At
University I did one Shakespeare play as well as “Night Must Fall” – a a crime
play, in which I acted the part of The Inspector.
The next
acting scene was a surprise that came during the first appointment of Methodist
ministry. I learned that much of the life work of a clergy person is to be an
actor. That sounds so artificial and
distant from people. However, the truth is that when one is in front of an
audience of parishioners week after week, part of the task is
entertainment. As in a tavern, there
needs to be some reason that brings people back. I learned to be a presence when terrible
things happened to people, and a religious ceremony is needed. Let me share one story of how my beginning training school for an acting career
taught reality.
The first
parish was at International Falls. Most
people were related one way or another to the Paper Mill business. The congregation I worked with were loggers
and service providers. The office people and management types went to a higher
class Congregational church or were Catholics, Lutherans or Fundamentalist
Christian.
The hospital
was a central place of interchurch dramas.

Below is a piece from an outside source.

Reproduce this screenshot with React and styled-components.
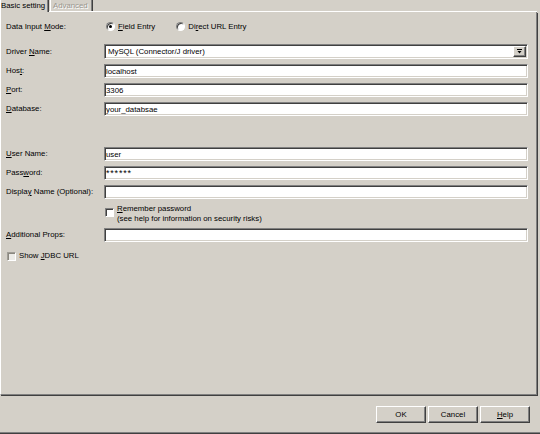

Pastor W was a hard-nosed Baptist who would use hospital calls on the
ill folks to do his missionary work. The sicker the people the more vulnerable
they were to his offensive style. If he could get them saved that was victory
for him even though they never went to his church. The rest of us had no good
way to counter act him because it is a free country.
Methodists
were know as welcoming anyone to the love of Jesus, so I was called when the
medical staff was uncertain of who to call for an emergency.
Joan and I
lived about 2 blocks from the hospital in a primitive house, typical of many
homes in The Falls at that time. Pastoral counseling of drunk people or a
homosexual fellow had to be done in the small living room of the house. I
admired Joan for managing a household under those circumstances. I had to sometimes pretend that I knew what I
was doing.
One day a
call came from the hospital saying that a member of a church family had been
injured out in the woods. Even me as a
new arrival knew what that meant. Working in the woods meant cutting trees down,
shaping them into the right length and hauling them by truck to the pulp wood
storage area just outside to the east of town by the rail road tracks. I also
knew what it meant to deal with “Widow maker trees”. The logger when cutting a
tree might not notice that up there another tree might be leaning on the other
trees and could fall as a death dealing surprise upon the logger below.
Leaving home,
I braced myself to take on the role of a young pastor whose farm background had
not really prepared for the big woods up North.
I was an actor. The curtain had gone up. There was no script. This was
no director in the wings to whisper the lines or signal where and what to
do. Life and death in the balances. The
Doctor, Nurses and medical staff knew their business.
Upon
arriving at the hospital, I was ushered to the vicinity of the room. As I recall, it was one of the Stillar boys
who was in trouble and it did not look good. These were big people especially
the men. The room was crowded so I had to push my way in. When the Pastor was
called everyone understood that serious things were happening. It made no
difference that I was a little stick of a person, a young one at that, new in
town as well.
Once in the
room I was in charge. Now to carry off this drama well. Speak up even though a person knows not what
to say. The ancient weight of religious ritual was upon me. Look around at the
people with eye contact strong. Say the ancient words of the faith. Act like
the pastor and priest, the shaman and medicine man of centuries of tradition.
Keep the words brief. Allow for silence. Come close to the man who life is
ebbing. Identify with him. “ I commend
you in the name Jesus. God the Father, The Son and the Holy Spirit.”
“The Lord
giveth. The Lord taketh away. Blessed be the name of the Lord” .
Then the
Nurse takes charge. I withdraw from among the Stillars. Sobs. Touching each
other. A whispered “Bless you” I leave the room and then the hospital.
What had
just happened? A powerful drama had just taken place. I had been an actor in
the Drama of Life and Death. No one is adequate. The roles are ancient. Civilized society needs actors to fulfill
roles that go back thousands of years.